**THE REQUEST**.
All of the data should be repeated exactly; pictures are not part of the copy.

**DATA TO USE**.
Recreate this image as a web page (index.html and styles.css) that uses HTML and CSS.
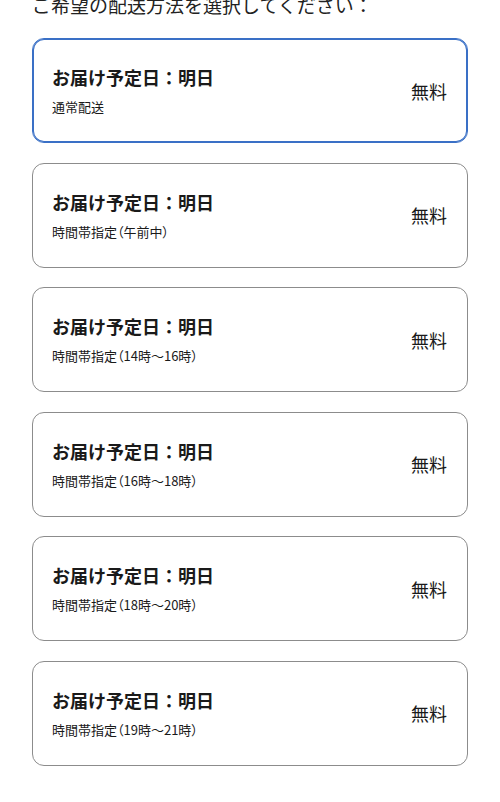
FILE: index.html
```html
<!DOCTYPE html>
<html lang="ja">
<head>
<meta charset="utf-8"/>
<meta content="width=device-width, initial-scale=1.0" name="viewport"/>
<title>配送方法の選択</title>
<link rel="stylesheet" href="styles.css">
</head>
<body>
<main class="shipping">
<p class="shipping-lead">ご希望の配送方法を選択してください：</p>
<ul class="shipping-list">
<li class="shipping-option is-selected">
<div class="shipping-info">
<p class="shipping-date">お届け予定日：明日</p>
<p class="shipping-type">通常配送</p>
</div>
<span class="shipping-price">無料</span>
</li>
<li class="shipping-option">
<div class="shipping-info">
<p class="shipping-date">お届け予定日：明日</p>
<p class="shipping-type">時間帯指定（午前中）</p>
</div>
<span class="shipping-price">無料</span>
</li>
<li class="shipping-option">
<div class="shipping-info">
<p class="shipping-date">お届け予定日：明日</p>
<p class="shipping-type">時間帯指定（14時～16時）</p>
</div>
<span class="shipping-price">無料</span>
</li>
<li class="shipping-option">
<div class="shipping-info">
<p class="shipping-date">お届け予定日：明日</p>
<p class="shipping-type">時間帯指定（16時～18時）</p>
</div>
<span class="shipping-price">無料</span>
</li>
<li class="shipping-option">
<div class="shipping-info">
<p class="shipping-date">お届け予定日：明日</p>
<p class="shipping-type">時間帯指定（18時～20時）</p>
</div>
<span class="shipping-price">無料</span>
</li>
<li class="shipping-option">
<div class="shipping-info">
<p class="shipping-date">お届け予定日：明日</p>
<p class="shipping-type">時間帯指定（19時～21時）</p>
</div>
<span class="shipping-price">無料</span>
</li>
</ul>
</main>
</body>
</html>
```

FILE: styles.css
```css
/* 配送方法の選択 */
body {
    margin: 0;
    font-family: "Noto Sans CJK JP", "Noto Sans", sans-serif;
    background-color: #fff;
    color: #1a1a1a;
    overflow: hidden;
}

.shipping {
    padding: 0 32px;
}

.shipping-lead {
    margin: -9px 0 0;
    font-size: 19px;
    line-height: 28px;
    color: #222;
}

.shipping-list {
    list-style: none;
    margin: 19px 0 0;
    padding: 0;
    display: flex;
    flex-direction: column;
    gap: 19.5px;
}

.shipping-option {
    box-sizing: border-box;
    height: 105px;
    display: flex;
    align-items: center;
    justify-content: space-between;
    padding: 0 20px 0 19px;
    border: 1px solid #8c8c8c;
    border-radius: 12px;
    background-color: #fff;
}

.shipping-option.is-selected {
    border-color: #3a70c6;
    box-shadow: inset 0 0 0 1px #3a70c6;
}

.shipping-info {
    padding-bottom: 1px;
}

.shipping-info p {
    margin: 0;
}

.shipping-date {
    font-size: 18px;
    font-weight: 700;
    line-height: 26px;
}

.shipping-type {
    margin-top: 8px !important;
    font-size: 13px;
    line-height: 18px;
    font-feature-settings: "palt";
}

.shipping-price {
    font-size: 18px;
    line-height: 26px;
}
```
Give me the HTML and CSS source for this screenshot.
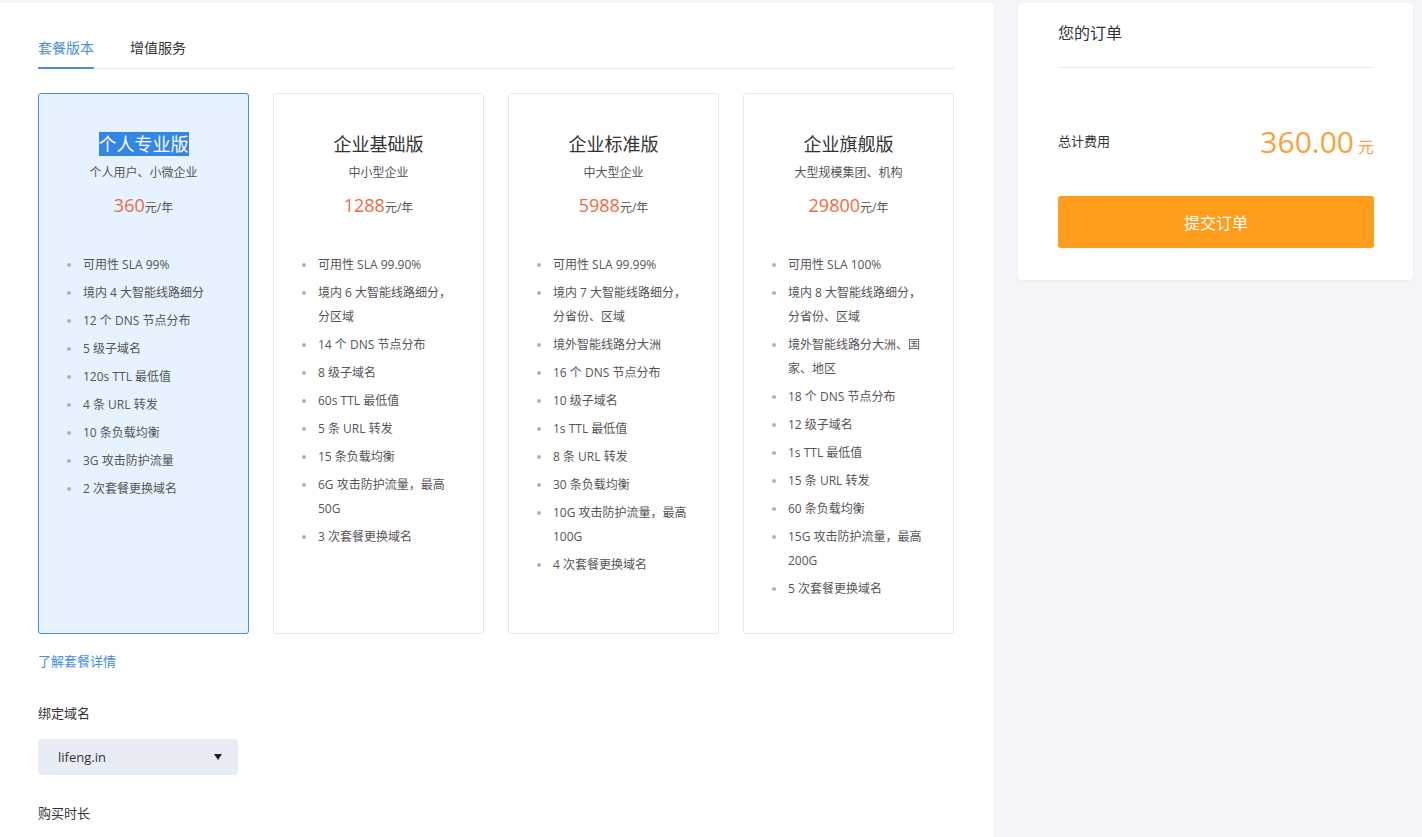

**RESULT**.
Recreate this image as a web page (index.html and styles.css) that uses HTML and CSS.
FILE: index.html
```html
<!DOCTYPE html>
<html lang="ja">
<head>
<meta charset="utf-8"/>
<meta content="width=device-width, initial-scale=1.0" name="viewport"/>
<title>配送方法の選択</title>
<link rel="stylesheet" href="styles.css">
</head>
<body>
<main class="shipping">
<p class="shipping-lead">ご希望の配送方法を選択してください：</p>
<ul class="shipping-list">
<li class="shipping-option is-selected">
<div class="shipping-info">
<p class="shipping-date">お届け予定日：明日</p>
<p class="shipping-type">通常配送</p>
</div>
<span class="shipping-price">無料</span>
</li>
<li class="shipping-option">
<div class="shipping-info">
<p class="shipping-date">お届け予定日：明日</p>
<p class="shipping-type">時間帯指定（午前中）</p>
</div>
<span class="shipping-price">無料</span>
</li>
<li class="shipping-option">
<div class="shipping-info">
<p class="shipping-date">お届け予定日：明日</p>
<p class="shipping-type">時間帯指定（14時～16時）</p>
</div>
<span class="shipping-price">無料</span>
</li>
<li class="shipping-option">
<div class="shipping-info">
<p class="shipping-date">お届け予定日：明日</p>
<p class="shipping-type">時間帯指定（16時～18時）</p>
</div>
<span class="shipping-price">無料</span>
</li>
<li class="shipping-option">
<div class="shipping-info">
<p class="shipping-date">お届け予定日：明日</p>
<p class="shipping-type">時間帯指定（18時～20時）</p>
</div>
<span class="shipping-price">無料</span>
</li>
<li class="shipping-option">
<div class="shipping-info">
<p class="shipping-date">お届け予定日：明日</p>
<p class="shipping-type">時間帯指定（19時～21時）</p>
</div>
<span class="shipping-price">無料</span>
</li>
</ul>
</main>
</body>
</html>
```

FILE: styles.css
```css
/* 配送方法の選択 */
body {
    margin: 0;
    font-family: "Noto Sans CJK JP", "Noto Sans", sans-serif;
    background-color: #fff;
    color: #1a1a1a;
    overflow: hidden;
}

.shipping {
    padding: 0 32px;
}

.shipping-lead {
    margin: -9px 0 0;
    font-size: 19px;
    line-height: 28px;
    color: #222;
}

.shipping-list {
    list-style: none;
    margin: 19px 0 0;
    padding: 0;
    display: flex;
    flex-direction: column;
    gap: 19.5px;
}

.shipping-option {
    box-sizing: border-box;
    height: 105px;
    display: flex;
    align-items: center;
    justify-content: space-between;
    padding: 0 20px 0 19px;
    border: 1px solid #8c8c8c;
    border-radius: 12px;
    background-color: #fff;
}

.shipping-option.is-selected {
    border-color: #3a70c6;
    box-shadow: inset 0 0 0 1px #3a70c6;
}

.shipping-info {
    padding-bottom: 1px;
}

.shipping-info p {
    margin: 0;
}

.shipping-date {
    font-size: 18px;
    font-weight: 700;
    line-height: 26px;
}

.shipping-type {
    margin-top: 8px !important;
    font-size: 13px;
    line-height: 18px;
    font-feature-settings: "palt";
}

.shipping-price {
    font-size: 18px;
    line-height: 26px;
}
```
Give me the HTML and CSS source for this screenshot.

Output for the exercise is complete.